The strong performance in midcap and smallcap stocks also points to growing risk appetite among investors.

This is often seen in the middle stages of a bullish trend, when investors begin to favor higher-beta plays. However, it also calls for greater selectivity and caution, especially in overbought pockets.

Outlook for May 6: Watch for Breakout or Consolidation

Heading into Tuesday’s session on May 6, the markets are likely to take cues from both domestic technical levels and global sentiment. Traders and investors should closely monitor the following levels:

  • Immediate Resistance: 24,500–24,550
  • Short-Term Target on Breakout: 24,630, followed by 25,000
  • Immediate Support: 24,360
  • Key Support Zone: 24,200–24,250

A breakout above 24,550 with strong volume could signal the start of the next leg higher.
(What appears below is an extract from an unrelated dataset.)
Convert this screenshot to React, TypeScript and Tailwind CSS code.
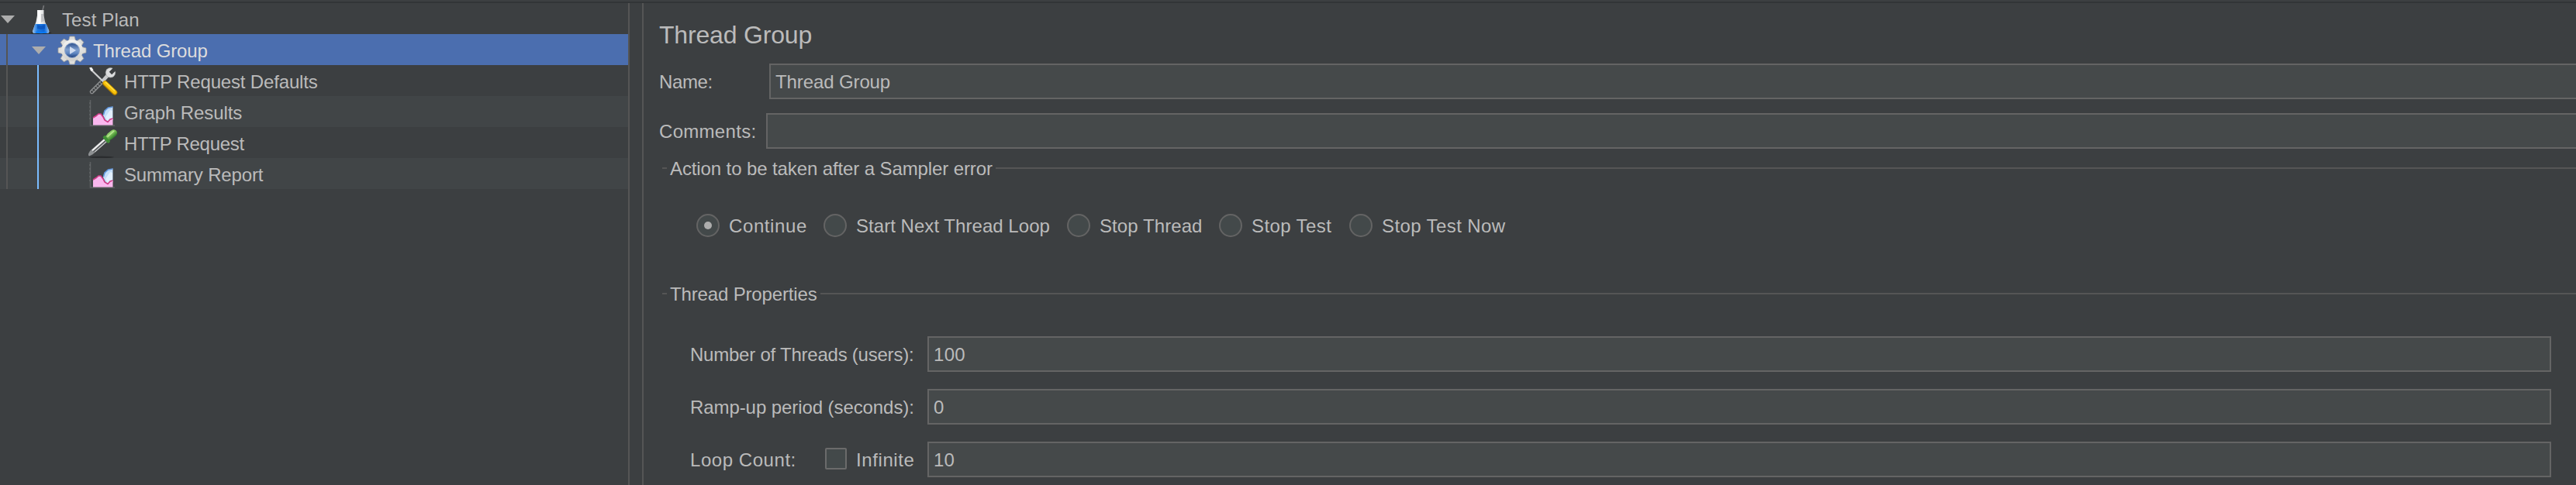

However, failure to clear this zone convincingly might lead to more sideways consolidation, especially as investors digest recent gains.

The Banking sector’s performance will also be crucial. A recovery in financial stocks could provide the necessary push for indices to break higher, while continued underperformance may cap upside potential in the short term.


Final Thoughts

May 5’s trading session reaffirmed the strength in Indian equity markets, supported by strong breadth and sectoral rotation.

While resistance near 24,500 continues to pose a short-term hurdle, the broader technical picture remains positive.

The market is trading above key moving averages, momentum indicators support the trend, and the broader participation from mid and small caps is a healthy sign.

That said, investors should approach the market with a balanced perspective—bullish, but watchful. A clear breakout could open up new highs, but until then, consolidation within the current range remains likely.

Traders should be nimble, and long-term investors can look for stock-specific opportunities in outperforming sectors.